### WHAT TO PRODUCE:
Reproduce each line bearing the word "page".

== DATA FOR THE TASK

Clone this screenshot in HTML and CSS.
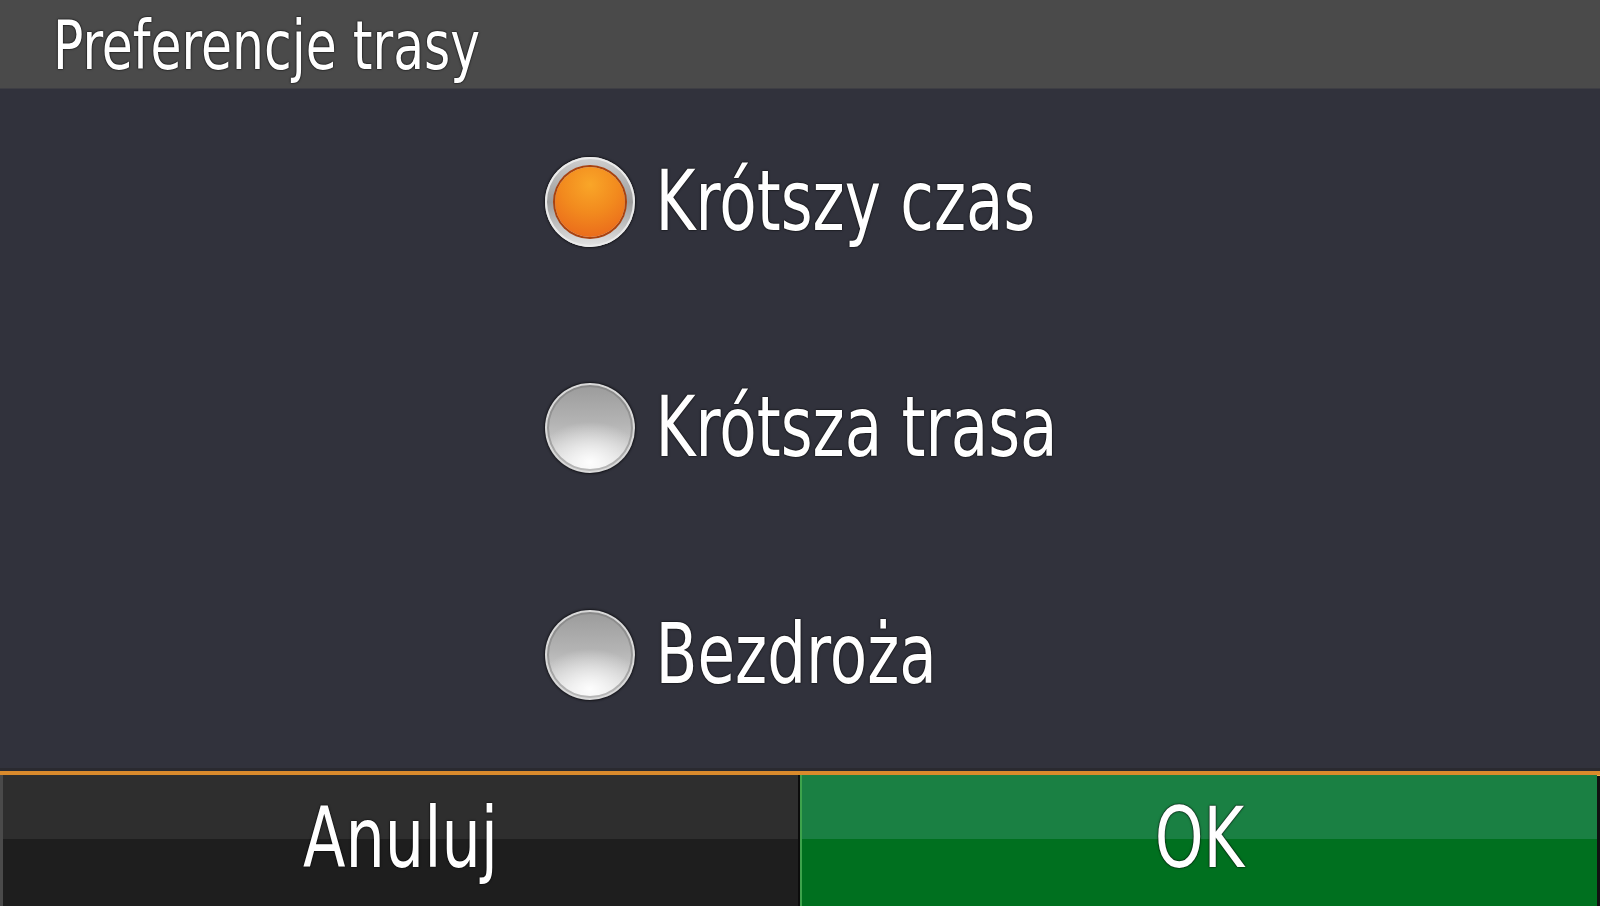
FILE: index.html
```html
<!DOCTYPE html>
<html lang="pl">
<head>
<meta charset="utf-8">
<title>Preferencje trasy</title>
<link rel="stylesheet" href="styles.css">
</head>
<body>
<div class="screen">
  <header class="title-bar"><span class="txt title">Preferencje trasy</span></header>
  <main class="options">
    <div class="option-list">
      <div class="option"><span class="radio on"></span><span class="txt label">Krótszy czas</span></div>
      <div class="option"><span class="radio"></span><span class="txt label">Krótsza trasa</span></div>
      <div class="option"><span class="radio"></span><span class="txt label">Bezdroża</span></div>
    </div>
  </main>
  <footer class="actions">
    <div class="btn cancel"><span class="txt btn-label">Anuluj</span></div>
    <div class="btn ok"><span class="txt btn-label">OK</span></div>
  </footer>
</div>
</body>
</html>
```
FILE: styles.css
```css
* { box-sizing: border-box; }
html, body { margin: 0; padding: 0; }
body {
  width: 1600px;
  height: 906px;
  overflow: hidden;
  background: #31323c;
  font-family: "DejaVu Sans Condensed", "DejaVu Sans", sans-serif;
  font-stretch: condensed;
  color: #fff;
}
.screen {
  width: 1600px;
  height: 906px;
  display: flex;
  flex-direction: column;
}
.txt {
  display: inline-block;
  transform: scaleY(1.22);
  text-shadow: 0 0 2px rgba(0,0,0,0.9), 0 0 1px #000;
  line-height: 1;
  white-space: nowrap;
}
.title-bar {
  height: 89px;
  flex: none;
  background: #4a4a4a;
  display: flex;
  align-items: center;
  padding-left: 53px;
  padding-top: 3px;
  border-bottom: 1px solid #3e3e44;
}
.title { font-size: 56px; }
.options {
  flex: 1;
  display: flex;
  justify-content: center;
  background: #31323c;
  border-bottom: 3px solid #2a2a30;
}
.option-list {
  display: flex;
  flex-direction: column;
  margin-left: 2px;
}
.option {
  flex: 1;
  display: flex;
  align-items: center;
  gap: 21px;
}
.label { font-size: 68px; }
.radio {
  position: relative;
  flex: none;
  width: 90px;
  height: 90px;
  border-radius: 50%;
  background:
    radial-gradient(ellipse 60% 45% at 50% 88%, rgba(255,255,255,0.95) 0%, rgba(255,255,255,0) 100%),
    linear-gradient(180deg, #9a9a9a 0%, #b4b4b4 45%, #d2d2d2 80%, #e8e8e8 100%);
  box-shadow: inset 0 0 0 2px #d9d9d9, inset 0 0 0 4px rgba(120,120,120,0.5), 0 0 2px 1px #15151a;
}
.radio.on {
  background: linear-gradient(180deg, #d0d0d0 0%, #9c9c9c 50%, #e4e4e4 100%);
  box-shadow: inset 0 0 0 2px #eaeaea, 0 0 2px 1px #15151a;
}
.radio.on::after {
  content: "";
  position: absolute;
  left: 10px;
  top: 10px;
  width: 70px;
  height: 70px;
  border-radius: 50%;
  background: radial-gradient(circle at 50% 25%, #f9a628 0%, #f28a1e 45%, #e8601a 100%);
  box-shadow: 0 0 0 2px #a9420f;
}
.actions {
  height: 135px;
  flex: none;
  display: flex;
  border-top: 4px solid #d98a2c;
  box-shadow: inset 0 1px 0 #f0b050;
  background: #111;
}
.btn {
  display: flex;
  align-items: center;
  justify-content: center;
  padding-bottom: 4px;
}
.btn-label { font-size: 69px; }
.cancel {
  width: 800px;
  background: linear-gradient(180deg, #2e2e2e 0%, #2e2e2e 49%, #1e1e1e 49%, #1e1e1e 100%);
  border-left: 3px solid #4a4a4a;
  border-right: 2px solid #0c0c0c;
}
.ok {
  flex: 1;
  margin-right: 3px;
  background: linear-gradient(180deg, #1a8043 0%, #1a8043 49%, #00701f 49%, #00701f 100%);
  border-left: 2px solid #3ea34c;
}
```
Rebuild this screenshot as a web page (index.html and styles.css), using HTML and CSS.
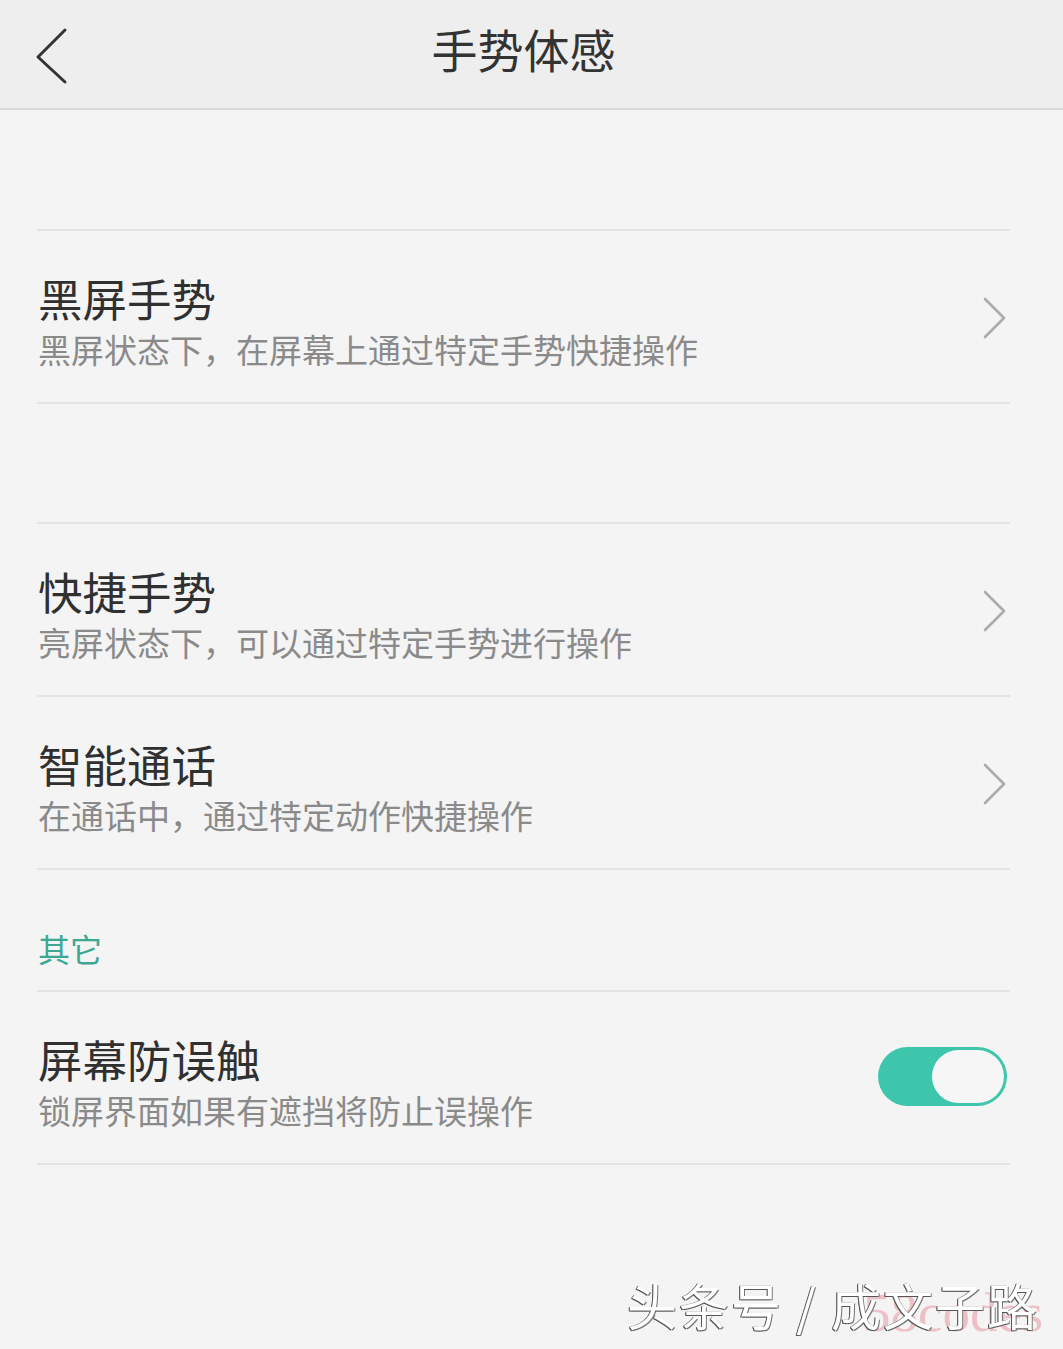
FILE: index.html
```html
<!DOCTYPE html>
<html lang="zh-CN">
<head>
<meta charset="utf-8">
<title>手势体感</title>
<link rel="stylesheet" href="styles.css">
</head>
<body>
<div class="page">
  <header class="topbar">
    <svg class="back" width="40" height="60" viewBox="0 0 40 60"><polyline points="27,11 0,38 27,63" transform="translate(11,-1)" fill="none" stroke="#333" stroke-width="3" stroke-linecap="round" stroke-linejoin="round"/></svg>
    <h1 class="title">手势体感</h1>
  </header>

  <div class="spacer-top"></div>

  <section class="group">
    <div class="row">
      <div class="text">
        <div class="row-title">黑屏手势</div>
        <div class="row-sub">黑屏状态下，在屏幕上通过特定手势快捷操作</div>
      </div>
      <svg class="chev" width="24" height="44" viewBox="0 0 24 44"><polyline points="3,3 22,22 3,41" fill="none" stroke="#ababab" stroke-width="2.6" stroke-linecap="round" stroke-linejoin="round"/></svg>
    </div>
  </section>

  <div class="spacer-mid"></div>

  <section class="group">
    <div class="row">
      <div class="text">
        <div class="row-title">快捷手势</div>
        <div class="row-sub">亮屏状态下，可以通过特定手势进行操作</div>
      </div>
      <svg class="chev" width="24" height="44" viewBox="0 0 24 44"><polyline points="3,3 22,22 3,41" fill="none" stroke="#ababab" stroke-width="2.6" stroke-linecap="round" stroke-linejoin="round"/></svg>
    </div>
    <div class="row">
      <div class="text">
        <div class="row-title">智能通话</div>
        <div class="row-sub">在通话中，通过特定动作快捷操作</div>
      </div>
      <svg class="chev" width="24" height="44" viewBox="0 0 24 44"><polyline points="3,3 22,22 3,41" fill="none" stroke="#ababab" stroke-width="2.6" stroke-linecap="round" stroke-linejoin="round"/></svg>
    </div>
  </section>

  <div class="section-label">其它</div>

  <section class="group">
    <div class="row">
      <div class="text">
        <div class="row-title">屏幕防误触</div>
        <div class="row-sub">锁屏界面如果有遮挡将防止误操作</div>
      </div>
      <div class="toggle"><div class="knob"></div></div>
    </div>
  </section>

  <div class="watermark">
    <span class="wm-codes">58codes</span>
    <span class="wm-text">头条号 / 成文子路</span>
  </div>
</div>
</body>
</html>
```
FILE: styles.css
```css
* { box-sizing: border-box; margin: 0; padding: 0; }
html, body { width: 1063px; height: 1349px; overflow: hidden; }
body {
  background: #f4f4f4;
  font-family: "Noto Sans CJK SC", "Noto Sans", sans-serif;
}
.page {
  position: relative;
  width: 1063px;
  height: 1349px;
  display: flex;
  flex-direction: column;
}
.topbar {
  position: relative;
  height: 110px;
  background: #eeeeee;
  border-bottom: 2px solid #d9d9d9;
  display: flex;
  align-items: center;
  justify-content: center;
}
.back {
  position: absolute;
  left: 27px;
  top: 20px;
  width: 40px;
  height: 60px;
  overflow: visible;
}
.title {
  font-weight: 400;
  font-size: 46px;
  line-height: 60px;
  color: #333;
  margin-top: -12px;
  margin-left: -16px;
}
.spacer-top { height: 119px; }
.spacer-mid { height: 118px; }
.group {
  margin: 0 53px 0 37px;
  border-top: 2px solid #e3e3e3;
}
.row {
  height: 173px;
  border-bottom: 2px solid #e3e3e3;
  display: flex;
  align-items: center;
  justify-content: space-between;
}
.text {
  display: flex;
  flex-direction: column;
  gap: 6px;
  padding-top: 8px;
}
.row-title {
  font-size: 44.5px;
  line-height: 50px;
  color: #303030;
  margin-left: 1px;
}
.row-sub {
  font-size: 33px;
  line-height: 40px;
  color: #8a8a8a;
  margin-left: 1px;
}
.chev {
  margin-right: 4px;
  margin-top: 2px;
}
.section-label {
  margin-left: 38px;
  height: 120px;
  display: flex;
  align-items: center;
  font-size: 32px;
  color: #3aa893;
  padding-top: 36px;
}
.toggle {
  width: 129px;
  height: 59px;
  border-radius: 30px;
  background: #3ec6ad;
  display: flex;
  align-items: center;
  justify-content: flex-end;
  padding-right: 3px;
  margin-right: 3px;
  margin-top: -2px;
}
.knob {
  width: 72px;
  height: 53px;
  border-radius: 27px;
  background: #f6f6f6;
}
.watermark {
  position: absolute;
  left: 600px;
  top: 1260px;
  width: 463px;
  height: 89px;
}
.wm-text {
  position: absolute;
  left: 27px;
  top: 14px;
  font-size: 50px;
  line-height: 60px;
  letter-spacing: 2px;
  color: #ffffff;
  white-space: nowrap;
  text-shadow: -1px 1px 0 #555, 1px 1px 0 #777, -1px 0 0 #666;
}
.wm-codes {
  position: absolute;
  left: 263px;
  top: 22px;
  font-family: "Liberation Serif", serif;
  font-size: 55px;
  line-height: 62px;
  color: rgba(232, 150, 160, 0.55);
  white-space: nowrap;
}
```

====

### OUTPUT OF THE TASK:
Rebuild this screenshot as a web page (index.html and styles.css), using HTML and CSS.
<div class="page">
.page {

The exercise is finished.